Much theoretical and empirical research has been carried out to study the relationship between plant growth and the availability of soil nutrients. Temporal (e.g. Chapin et al. 1978, Mullen & Schmidt 1993, Grover 1997, Smith & Read 1997, Mullen et al. 1998) and spatial (Smith & Read 1997) variation in nutrient availability have received little attention in experimental designs, which rather attempt to keep nutrients at a constant level (Ingestad & Ågren 1988). The implicit assumption seems to be that growth with a stable availability of nutrients equals the average growth rate with variable nutrients. Plant species and strategies that differ in their response to a stable availability of nutrients are also likely to differ in their response to the variation of nutrients. This can be deduced from Jensen"s inequality (Ruel & Ayers 1999), which predicts the difference between the average of a function and the function of an average. This mathematical property can be used for predicting the response of nutrient use strategies to variation in nutrients.

Plants require several resources, which are taken up with different organs and in variable ratios. Photosynthetic energy is harvested via foliage while nutrients are taken up by roots or mycorrhizal fungi. Plants therefore have to optimise their above and below ground growth allocation according to the ratio of resource availability. The optimal resource use theory (Rapport 1971, Bloom et al. 1985, Tilman 1988) suggests that plants take up resources according to their proportional limitation by each of the resources. For example, if growth is limited by the availability of nutrients rather than by photosynthesis, plants may increase their proportional growth allocation to roots and decrease allocation to shoots (Bloom et al. 1985). At the optimum, all resources will be equally limiting to growth. The ability to optimise requires phenotypic plasticity of allocation (Bradshaw 1965, Grime et al. 1986, Sultan 1987, Scheiner 1993). Plasticity increases the range of resource availabilities a plant can adapt to. According to Chapin (1980), plants with higher maximum growth rates are phenotypically more flexible in their root vs. shoot allocation than slowly growing plants. Phenotypic plasticity increases the tolerance of plants to environmental variation and may therefore extend their geographic distribution.

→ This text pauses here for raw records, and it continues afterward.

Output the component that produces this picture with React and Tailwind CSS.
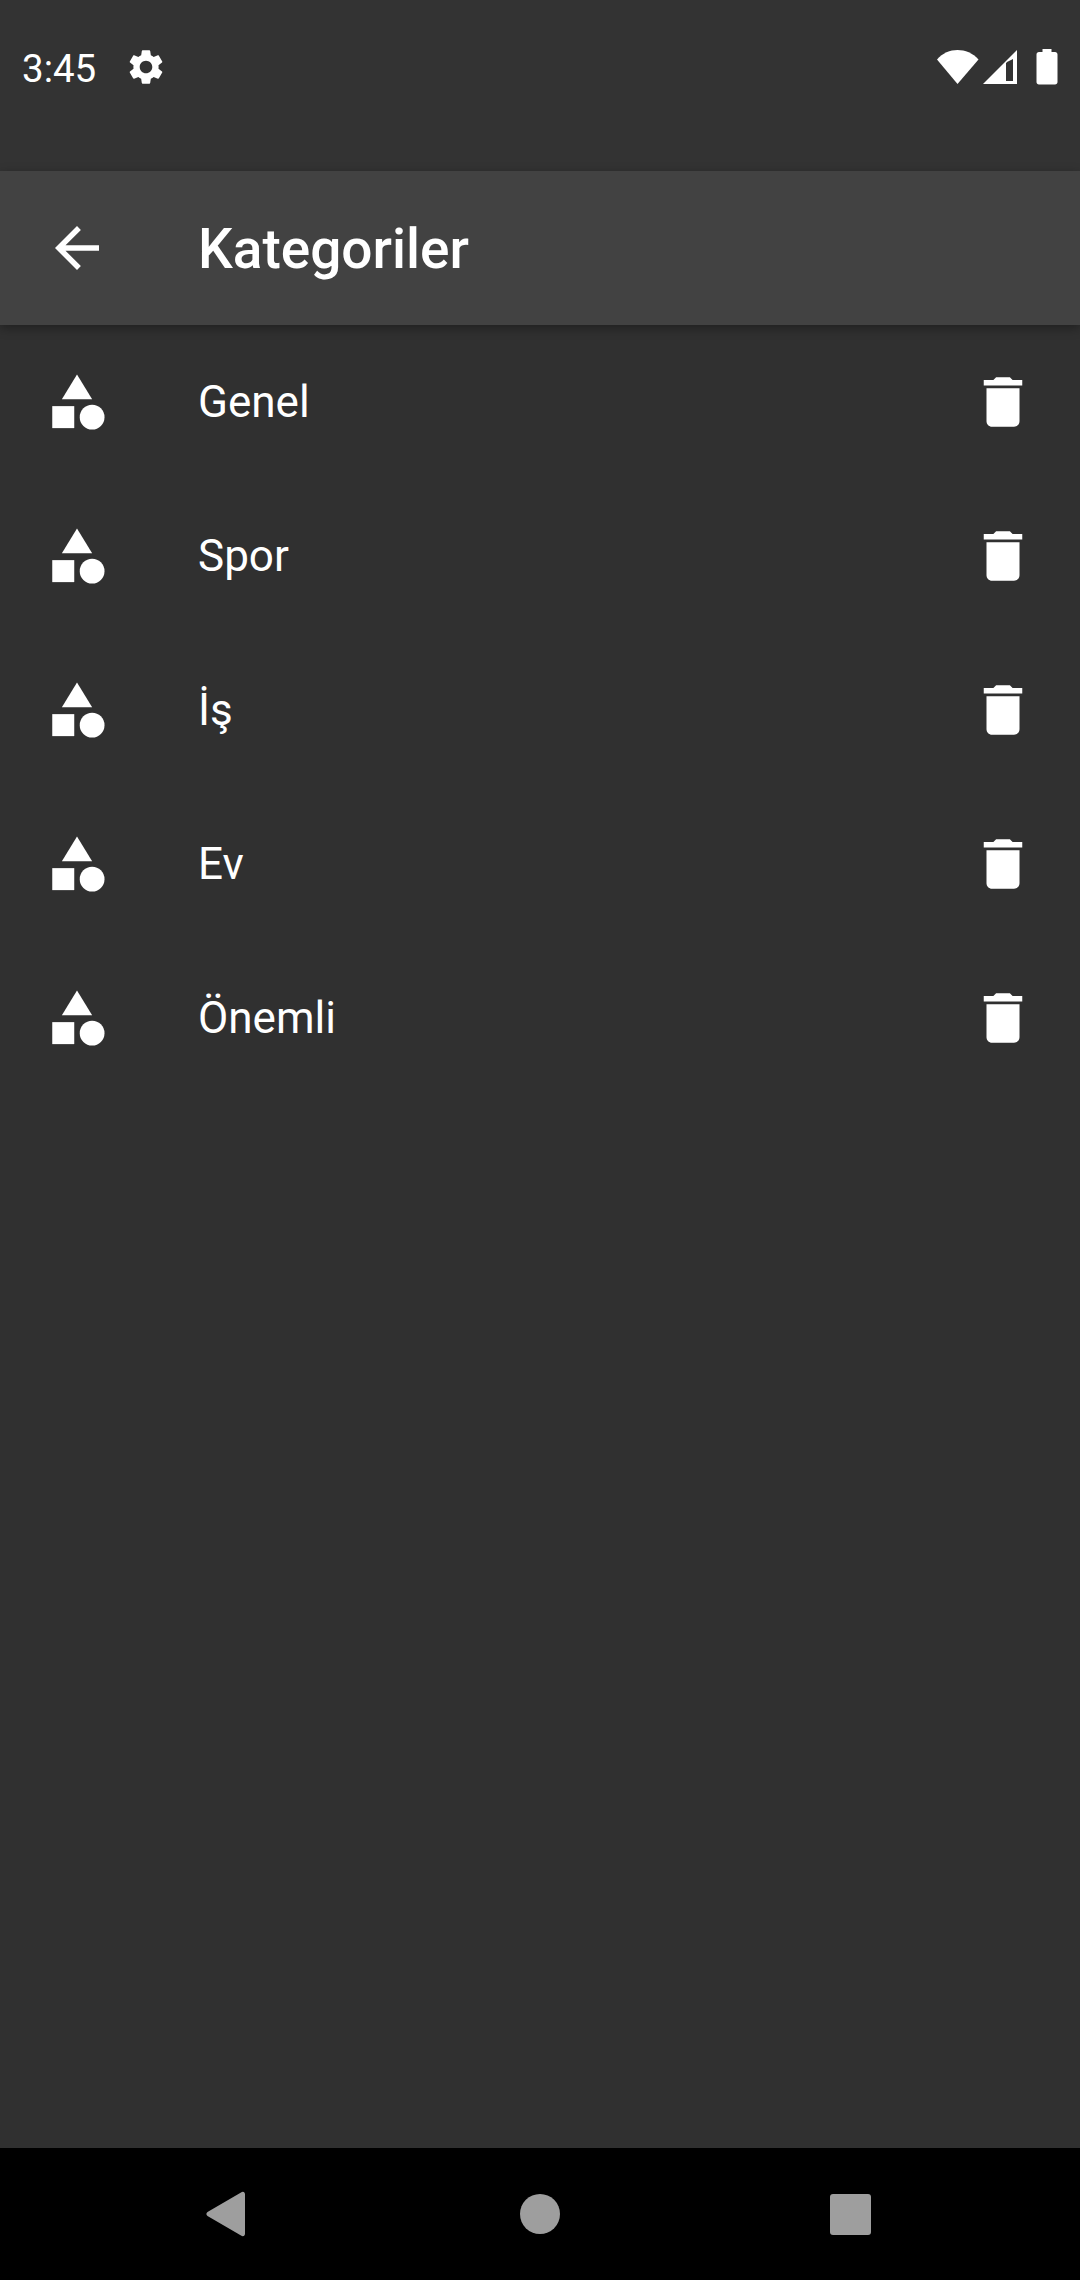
const categories = ['Genel', 'Spor', 'İş', 'Ev', 'Önemli']

function CategoryIcon() {
  return (
    <svg viewBox="0 0 24 24" className="w-[66px] h-[66px] fill-white">
      <path d="M12 2l-5.5 9h11z" />
      <circle cx="17.5" cy="17.5" r="4.5" />
      <path d="M3 13.5h8v8H3z" />
    </svg>
  )
}

function TrashIcon() {
  return (
    <svg viewBox="0 0 24 24" className="w-[66px] h-[66px] fill-white">
      <path d="M6 19c0 1.1.9 2 2 2h8c1.1 0 2-.9 2-2V7H6v12zM19 4h-3.5l-1-1h-5l-1 1H5v2h14V4z" />
    </svg>
  )
}

function StatusBar() {
  return (
    <div className="h-[171px] bg-[#333333] flex items-start justify-between pt-[46px] pl-[22px] pr-[22px] shrink-0">
      <div className="flex items-center h-[42px]">
        <span className="text-[38.5px] leading-[42px] text-white w-[84px] pt-[4px]">3:45</span>
        <svg viewBox="0 0 24 24" className="w-[42px] h-[42px] fill-white ml-[19px]">
          <path d="M19.14 12.94c.04-.3.06-.61.06-.94 0-.32-.02-.64-.07-.94l2.03-1.58c.18-.14.23-.41.12-.61l-1.92-3.32c-.12-.22-.37-.29-.59-.22l-2.39.96c-.5-.38-1.03-.7-1.62-.94l-.36-2.54c-.04-.24-.24-.41-.48-.41h-3.84c-.24 0-.43.17-.47.41l-.36 2.54c-.59.24-1.13.57-1.62.94l-2.39-.96c-.22-.08-.47 0-.59.22L2.74 8.87c-.12.21-.08.47.12.61l2.03 1.58c-.05.3-.09.63-.09.94s.02.64.07.94l-2.03 1.58c-.18.14-.23.41-.12.61l1.92 3.32c.12.22.37.29.59.22l2.39-.96c.5.38 1.03.7 1.62.94l.36 2.54c.05.24.24.41.48.41h3.84c.24 0 .44-.17.47-.41l.36-2.54c.59-.24 1.13-.56 1.62-.94l2.39.96c.22.08.47 0 .59-.22l1.92-3.32c.12-.22.07-.47-.12-.61l-2.01-1.58zM12 15.6c-1.98 0-3.6-1.62-3.6-3.6s1.62-3.6 3.6-3.6 3.6 1.62 3.6 3.6-1.62 3.6-3.6 3.6z" />
        </svg>
      </div>
      <div className="flex items-center h-[42px]">
        {/* wifi */}
        <svg viewBox="0 0 42 36" className="w-[42px] h-[36px] fill-white">
          <path d="M0 10.5C5.5 4 13 1 20.5 1S36 4 41.5 10.5L20.5 35z" />
        </svg>
        {/* signal, with the small cutout */}
        <svg viewBox="0 0 36 36" className="w-[36px] h-[36px] fill-white ml-[2px]">
          <path fillRule="evenodd" d="M2 35L36 1v34zM26 13l-1 1.200V32h7V10z" />
        </svg>
        {/* battery */}
        <svg viewBox="0 0 22 36" className="w-[22px] h-[36px] fill-white ml-[19px]">
          <path d="M6.500 0h9v3H19c1.500 0 2.500 1 2.500 2.500V33c0 1.500-1 2.500-2.500 2.500H3C1.500 35.500.5 34.500.5 33V5.500C.5 4 1.500 3 3 3h3.500z" />
        </svg>
      </div>
    </div>
  )
}

function AppBar() {
  return (
    <div className="h-[154px] bg-[#424242] flex items-center px-[44px] shadow-[0_3px_10px_rgba(0,0,0,0.35)] relative shrink-0">
      <svg viewBox="0 0 24 24" className="w-[66px] h-[66px] fill-white">
        <path d="M20 11H7.83l5.59-5.59L12 4l-8 8 8 8 1.41-1.41L7.83 13H20v-2z" />
      </svg>
      <h1 className="ml-[88px] pt-[2px] text-[55px] leading-none font-medium text-white">Kategoriler</h1>
    </div>
  )
}

function CategoryRow({ name }) {
  return (
    <div className="h-[154px] flex items-center justify-between pl-[44px] pr-[44px]">
      <div className="flex items-center">
        <CategoryIcon />
        <span className="ml-[88px] text-[44px] leading-none text-white">{name}</span>
      </div>
      <TrashIcon />
    </div>
  )
}

function NavBar() {
  return (
    <div className="h-[132px] bg-black flex items-center pl-[206px] shrink-0">
      <svg viewBox="0 0 40 46" className="w-[40px] h-[46px] fill-[#9e9e9e]">
        <path d="M1.500 21L35 1.500C37 0 39 1 39 3.500v39c0 2.500-2 3.500-4 2L1.500 25c-1.500-1-1.500-3 0-4z" />
      </svg>
      <div className="w-[40px] h-[40px] rounded-full bg-[#9e9e9e] ml-[274px]" />
      <div className="w-[41px] h-[41px] rounded-[3px] bg-[#9e9e9e] ml-[270px]" />
    </div>
  )
}

export default function App() {
  return (
    <div className="w-[1080px] h-[2280px] flex flex-col bg-[#303030] overflow-hidden font-['Roboto',sans-serif]">
      <StatusBar />
      <AppBar />
      <main className="flex-1">
        {categories.map((name) => (
          <CategoryRow key={name} name={name} />
        ))}
      </main>
      <NavBar />
    </div>
  )
}
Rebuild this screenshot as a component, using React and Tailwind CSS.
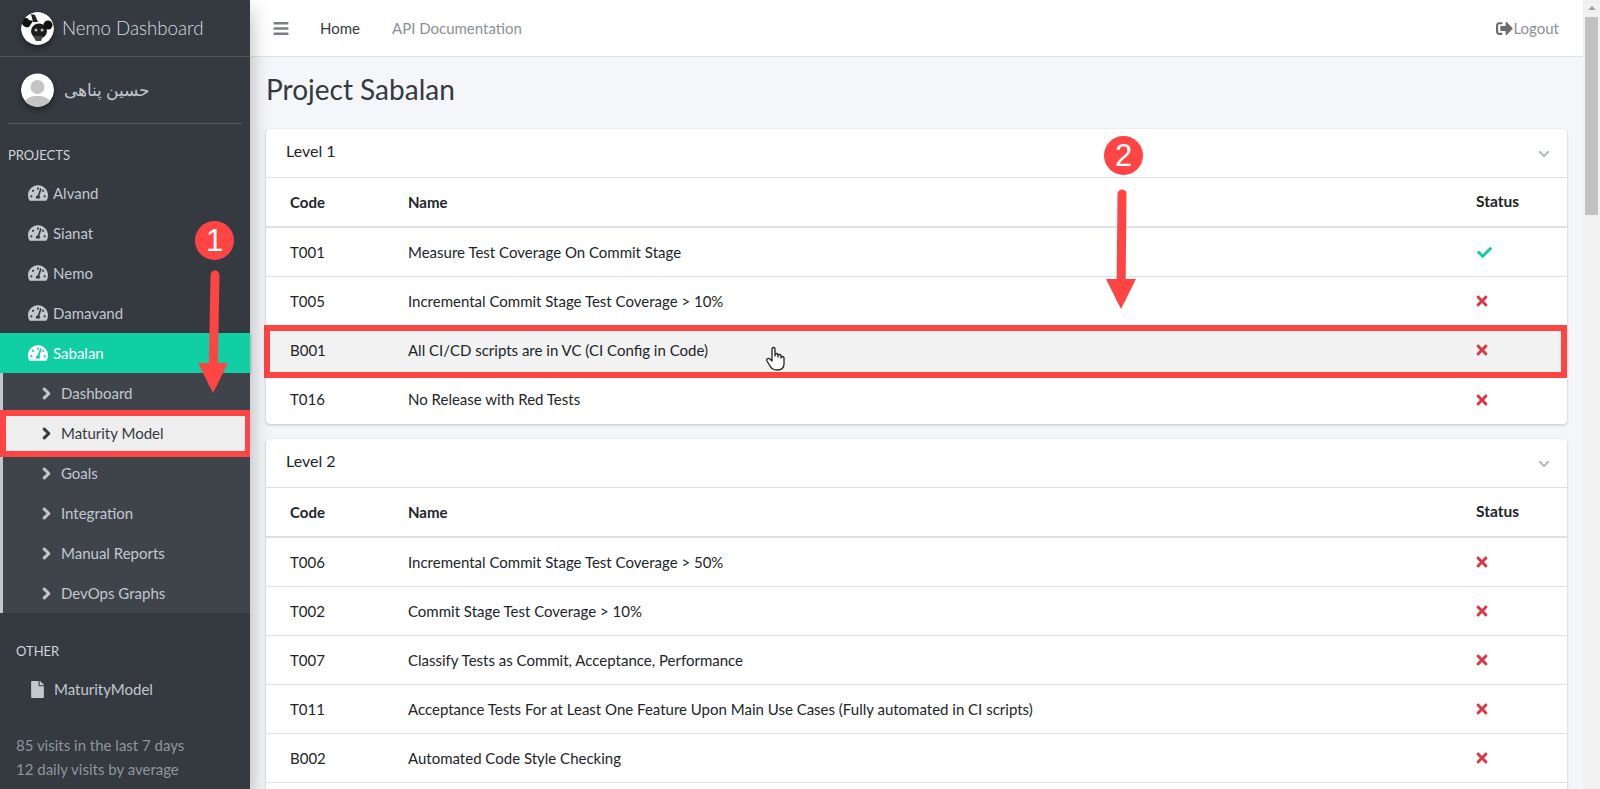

Ecological interactions among plants often involve competition for nutrients. The nutritional quality of dead organic matter is one of the major factors determining the structure and composition of the soil decomposer community (Visser & Parkinson 1992, Janssen 1996, Mary et al. 1996, Currie 1999) and to a large extent it also determines the rate of nutrient mineralisation (Ågren & Bosatta 1996a,b). Nutrients become available to plants by decomposition and therefore have the potential to determine the rate of primary production of an ecosystem and are perhaps of greater theoretical and practical importance than generally believed (Ågren & Bosatta 1996b). Proper theoretical approaches to soil ecology have been sought and a long lasting debate in plant ecology, the one between J. P. Grime and D. Tilman on plant strategies (Grace 1991, Grover 1997), spread belowground when Grime"s (1977, 1979) theory was suggested to apply to soil systems (Wardle & Giller 1997). Grime (1979) considers plants to be exposed to stress (resource limitation) and disturbance (biomass removal) to a variable extent, which leads to corresponding strategies of stress-tolerators (S) and ruderals (R). The competitive-strategy (C) characterises plants that grow in resource rich (no stress) and undisturbed habitats. Besides these C, S, and R strategies there are combinations and intermediates including the indifferent CSR-strategy. Tilman (1982, 1988), on the other hand, models plant growth as a function of one to several resources and considers plant strategies to be adaptations to different combinations of the availability of resources. Tilman (1982) derives the minimum resource availability R*, that corresponds the needs of a plant, from the interaction of resource uptake by plants and the renewal of resources. From an array of competing plant species, the most competitive is proposed to be the one with the lowest R*. Since nutrient renewal is dependent on soil microbes, the inclusion of nutrient mineralisation and other soil processes seems to be a natural extension of Tilman"s theory.

Grime"s (1979) theory has been criticised for numerous reasons, including the definition of stress, which Grime suggests to be a property of a habitat. The problem is that a low nutrient availability may be experienced as stress by some plant species while it may be optimal for others. Tilman"s (1982) competition is defined as the ability to deplete the availability of resources to a level that is not sufficient for other species to persist. Tilman"s resource competition theory thus predicts the long term competitive outcome and shares the common criticism for all equilibrium theories that nature is not at equilibrium. The properties that make a plant a good competitor under Grime"s definition make it a bad competitor according to Tilman"s criteria, since different traits are beneficial in competition for high relative to low resources. Grime and Tilman also differ in their view of the forces that lead to a successional change. Grime (1979) sees the successional increase in soil nutrient availability as declining stress and increasing competition. Tilman (1985, 1988) argues that the increase in nutrients and decrease in light during a succession leads to a shift from below-ground competition to above ground competition according to the ratio of available resources.